Si le discours souverainiste trouve un écho favorable dans une population marquée par des décennies d’exploitation minière aux retombées locales limitées, les défis opérationnels et juridiques restent immenses et une sortie négociée serait sans dout préférable. Désormais le pays doit gérer seul une infrastructure minière complexe nécessitant expertise technique et investissements massifs, ce qui est compliqué alors que le Niger est exangue financièrement. En outre, trouver de nouveaux débouchés commerciaux dans un marché mondial de l’uranium hautement régulé va être compliqué alors que l’aspect juridique du dossier n’est pas soldé. Enfin, il faut assumer l’héritage environnemental de décennies d’extraction, et Orano peut désormais s’en laver les mains, ayant été dépossédé de sa responsabilité en même temps que de ses mines.

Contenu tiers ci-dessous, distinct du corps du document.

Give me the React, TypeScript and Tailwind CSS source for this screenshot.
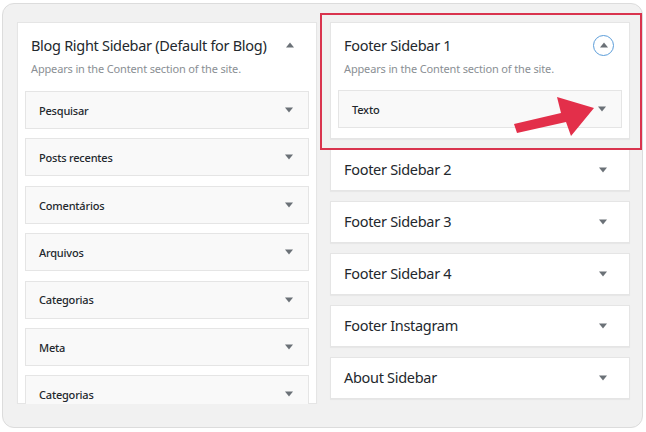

Cette crise de l’uranium nigérien illustre les tensions croissantes entre les aspirations souverainistes des nouveaux régimes militaires sahéliens et l’ordre juridico-économique international hérité de la période post-coloniale. Son dénouement pourrait bien servir de précédent pour d’autres pays africains riches en ressources naturelles, tentés par une remise en cause radicale des accords miniers historiques avec les anciennes puissances coloniales.